When a plane dip circle is along a magnetic meridian, the period of oscillation of the dip needle is ${T_1}$ . When the plane of the dip circle is perpendicular to the magnetic meridian, the period of oscillation is ${T_2}$ . Then $\dfrac{{{T_1}}}{{{T_2}}}$ is: (Angle of dip $= {30^0}$ )
(A) $\sqrt 2$
(B) $1$
(C) $2$
(D) $\dfrac{1}{{\sqrt 3 }}$

Answer 1

Solution

To find the time period for the needle when it is in the horizontal plane and vertical plane we can use the corresponding time period formula. Given that in the first case the plane of the dip circle is along the magnetic meridian, therefore, we substitute the formula for a horizontal plane perpendicular to the magnetic moment. In the second case, the plane of the dip circle is perpendicular to the magnetic meridian therefore we need to substitute the formula for a vertical plane parallel to the magnetic moment.
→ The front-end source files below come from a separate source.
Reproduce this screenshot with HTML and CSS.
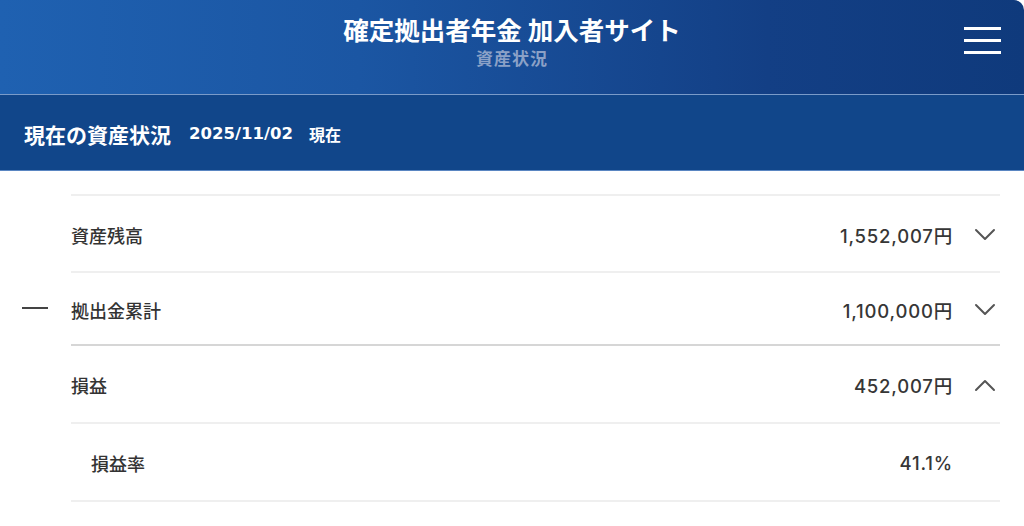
FILE: index.html
```html
<!DOCTYPE html>
<html lang="ja">
<head>
<meta charset="utf-8">
<title>資産状況</title>
<link rel="stylesheet" href="styles.css">
</head>
<body>
<header class="site-header">
  <div class="site-title">
    <h1 class="site-name">確定拠出者年金 加入者サイト</h1>
    <p class="page-name">資産状況</p>
  </div>
  <button class="menu-btn" aria-label="メニュー">
    <span class="bar"></span><span class="bar"></span><span class="bar"></span>
  </button>
</header>
<section class="section-head">
  <h2 class="section-title">現在の資産状況</h2>
  <span class="section-date">2025/11/02</span>
  <span class="section-now">現在</span>
</section>
<main class="content">
  <ul class="calc">
    <li class="calc-row">
      <span class="op"></span>
      <div class="item item-first">
        <span class="label">資産残高</span>
        <span class="value">1,552,007円</span>
        <span class="chev"><svg viewBox="0 0 24 14" width="24" height="14"><path d="M3 2 L12 11 L21 2" fill="none" stroke="#555" stroke-width="2" stroke-linecap="round" stroke-linejoin="round"/></svg></span>
      </div>
    </li>
    <li class="calc-row">
      <span class="op"><span class="minus"></span></span>
      <div class="item item-second">
        <span class="label">拠出金累計</span>
        <span class="value">1,100,000円</span>
        <span class="chev"><svg viewBox="0 0 24 14" width="24" height="14"><path d="M3 2 L12 11 L21 2" fill="none" stroke="#555" stroke-width="2" stroke-linecap="round" stroke-linejoin="round"/></svg></span>
      </div>
    </li>
    <li class="calc-row">
      <span class="op"></span>
      <div class="item item-total">
        <span class="label">損益</span>
        <span class="value">452,007円</span>
        <span class="chev"><svg viewBox="0 0 24 14" width="24" height="14"><path d="M3 12 L12 3 L21 12" fill="none" stroke="#555" stroke-width="2" stroke-linecap="round" stroke-linejoin="round"/></svg></span>
      </div>
    </li>
    <li class="calc-row">
      <span class="op"></span>
      <div class="item item-sub item-last">
        <span class="label">損益率</span>
        <span class="value">41.1%</span>
        <span class="chev"></span>
      </div>
    </li>
  </ul>
</main>
</body>
</html>
```

FILE: styles.css
```css
* { box-sizing: border-box; }
html, body { margin: 0; padding: 0; background: #fff; }
body {
  font-family: "Noto Sans CJK JP", "Noto Sans", sans-serif;
  color: #333;
  width: 1024px;
  overflow: hidden;
}
.site-header {
  height: 95px;
  background: linear-gradient(90deg, #1f61b1 0%, #1b56a3 35%, #133f85 75%, #0f3a7c 100%);
  border-top-right-radius: 10px;
  border-bottom: 1px solid #7a9bc9;
  display: flex;
  align-items: flex-start;
  justify-content: center;
  position: relative;
}
.site-title {
  display: flex;
  flex-direction: column;
  align-items: center;
  padding-top: 12px;
}
.site-name {
  margin: 0;
  font-size: 25.5px;
  line-height: 34px;
  font-weight: 700;
  color: #fff;
}
.page-name {
  margin: 0;
  font-size: 17px;
  line-height: 24px;
  font-weight: 700;
  letter-spacing: 1px;
  color: #8ba1c7;
}
.menu-btn {
  position: absolute;
  right: 23px;
  top: 27px;
  width: 37px;
  height: 27px;
  padding: 0;
  border: 0;
  background: none;
  display: flex;
  flex-direction: column;
  justify-content: space-between;
}
.menu-btn .bar {
  display: block;
  height: 3px;
  background: #fff;
}
.section-head {
  height: 76px;
  background: #11468a;
  border-bottom: 1px solid #5a86c2;
  display: flex;
  align-items: center;
  padding-left: 24px;
  padding-top: 2px;
  color: #fff;
}
.section-title {
  margin: 0;
  font-size: 21px;
  font-weight: 700;
}
.section-date {
  margin-left: 18px;
  font-family: "DejaVu Sans", sans-serif;
  font-size: 16.5px;
  font-weight: 700;
}
.section-now {
  margin-left: 16px;
  font-size: 16px;
  font-weight: 700;
}
.content {
  padding-top: 23px;
}
.calc {
  list-style: none;
  margin: 0;
  padding: 0;
}
.calc-row {
  display: flex;
}
.op {
  flex: none;
  width: 71px;
  display: flex;
  align-items: center;
  padding-left: 22px;
  padding-top: 1px;
}
.minus {
  display: block;
  width: 26px;
  height: 2.5px;
  background: #444;
}
.item {
  flex: 1;
  margin-right: 24px;
  border-top: 2px solid #efefef;
  display: flex;
  align-items: center;
  padding-top: 2px;
}
.item-first { height: 77px; }
.item-second { height: 73px; }
.item-total {
  height: 78px;
  border-top: 2px solid #d6d6d6;
}
.item-last {
  height: 80px;
  border-bottom: 2px solid #efefef;
}
.item-sub .label { padding-left: 20px; }
.label {
  flex: 1;
  font-size: 18px;
  font-weight: 500;
  color: #333;
}
.value {
  font-family: "Inter", "Noto Sans CJK JP", sans-serif;
  font-size: 18.5px;
  font-weight: 500;
  letter-spacing: 0.8px;
  color: #363636;
}
.chev {
  flex: none;
  width: 24px;
  height: 14px;
  margin-left: 20px;
  margin-right: 3px;
  display: flex;
}
.chev svg { display: block; }
```
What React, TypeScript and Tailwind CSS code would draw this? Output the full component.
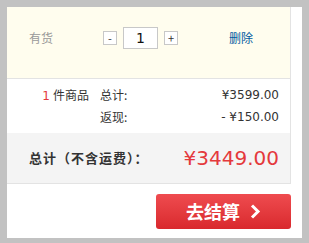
import React from "react";

const cjk = { fontFamily: '"Noto Sans CJK SC", "DejaVu Sans", sans-serif' };
const num = { fontFamily: '"DejaVu Sans", "Noto Sans CJK SC", sans-serif' };

// 数量加减
const QtyBox = () => (
  <div className="flex items-center">
    <button className="w-[14px] h-[14px] border border-[#c8c8c8] bg-white text-[11px] leading-[12px] text-[#333] flex items-center justify-center">
      -
    </button>
    <div
      className="ml-[6px] w-[35px] h-[22px] border border-[#c8c8c8] bg-white text-[14px] text-[#111] flex items-center justify-center"
      style={num}
    >
      1
    </div>
    <button className="ml-[6px] w-[14px] h-[14px] border border-[#c8c8c8] bg-white text-[11px] leading-[12px] text-[#333] flex items-center justify-center">
      +
    </button>
  </div>
);

export default function App() {
  return (
    <div
      className="w-[309px] h-[243px] bg-[#c2c2c2] pt-[7px] pl-[7px] pr-[7px] pb-[5px]"
      style={cjk}
    >
      <div className="h-full bg-white flex flex-col">
        <div className="w-[284px] border-r border-[#e3e3e3]">
          {/* 商品行 */}
          <div className="h-[72px] bg-[#fffdee] border-b border-[#e3e3e3] pt-[21px] text-[12px]">
            <div className="h-[20px] flex items-center">
              <span className="ml-[22px] w-[74px] text-[#999]">有货</span>
              <QtyBox />
              <span className="ml-[51px] text-[#005aa0]">删除</span>
            </div>
          </div>

          {/* 小计 */}
          <div className="h-[54px] pt-[5px] text-[12px] text-[#333]">
            <div className="h-[22px] flex items-center">
              <span className="w-[82px] text-right">
                <span className="text-[#e4393c] mr-[3px]" style={num}>1</span>件商品
              </span>
              <span className="ml-[11px]">总计:</span>
              <span className="ml-auto mr-[11px]" style={num}>¥3599.00</span>
            </div>
            <div className="h-[22px] flex items-center">
              <span className="ml-[93px]">返现:</span>
              <span className="ml-auto mr-[11px]" style={num}>- ¥150.00</span>
            </div>
          </div>

          {/* 总计 */}
          <div className="h-[51px] bg-[#f4f4f4] border-b border-[#e3e3e3] flex items-center">
            <span className="ml-[22px] text-[13px] tracking-[1px] font-bold text-[#333]">总计（不含运费）：</span>
            <span className="ml-auto mr-[11px] text-[20px] text-[#e4393c]" style={num}>
              ¥3449.00
            </span>
          </div>
        </div>

        {/* 结算按钮 */}
        <div className="flex justify-end pr-[11px] pt-[10px]">
          <button className="w-[135px] h-[35px] rounded-[3px] bg-gradient-to-b from-[#ef4b4f] to-[#d9282d] text-white text-[18px] font-bold flex items-center justify-center">
            <span>去结算</span>
            <svg className="ml-[10px]" width="11" height="15" viewBox="0 0 11 15">
              <path d="M2 1.5 L8 7.5 L2 13.5" fill="none" stroke="white" strokeWidth="3" />
            </svg>
          </button>
        </div>
      </div>
    </div>
  );
}
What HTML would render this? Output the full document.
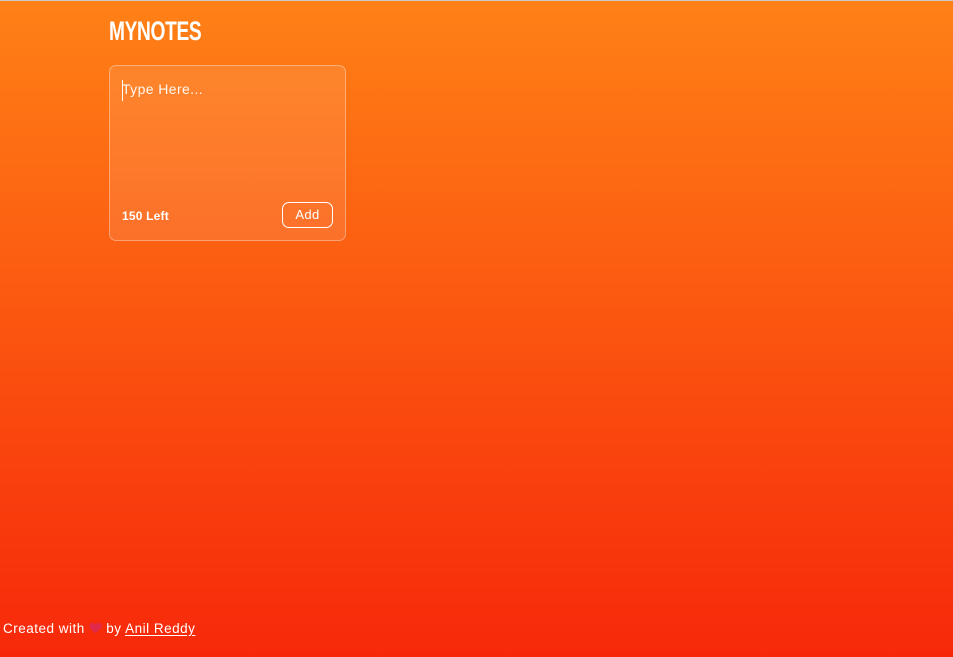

Complete Step By Step Answer:
A dip circle is a device that is used to measure the angle of the dip. This device consists of a vertical circular scale that is further divided into four quadrants.
Now the time period in the horizontal plane is,
$\Rightarrow {T_1} = 2\pi \sqrt {\dfrac{I}{{M{B_H}}}}$
The time period in the vertical plane is,
$\Rightarrow {T_2} = 2\pi \sqrt {\dfrac{I}{{M{B_V}}}}$
Here, $I$ is the moment of inertia
$M$ is said to be the magnetic moment of the needle
${B_H}$ and ${B_V}$ are the horizontal components and the vertical components from the magnetic field respectively.
We need to find the ratio of ${T_1}$ to ${T_2}$ . The relation between this ratio and the angle of dip is given by,
$\Rightarrow \dfrac{{{T_1}}}{{{T_2}}} = \tan \theta$
Here $\theta$ is the angle of the dip.
Angle of dip is given ${30^0}$ .
Substituting the formula and the value of the angle of dip we get,
$\Rightarrow \dfrac{{2\pi \sqrt {\dfrac{I}{{M{B_H}}}} }}{{2\pi \sqrt {\dfrac{I}{{M{B_V}}}} }} = \tan \theta$
Cancelling out the common terms,
$\Rightarrow \sqrt {\dfrac{I}{{M{B_H}}}} \times \sqrt {\dfrac{{M{B_V}}}{I}} = \tan \theta$
$\Rightarrow \dfrac{{{B_V}}}{{{B_H}}} = \tan \theta = \tan {30^0}$
$\therefore \dfrac{{{B_V}}}{{{B_H}}} = \dfrac{1}{{\sqrt 3 }}$
Therefore, the correct option is D.

Note:
The angle of dip is also called the magnetic dip. It is defined as the angle between which is made by the earth’s magnetic field lines with the horizontal. When the magnetic field points downwards then the angle of dip is said to be positive and if the magnetic field points towards upwards then the angle of dip is said to be negative.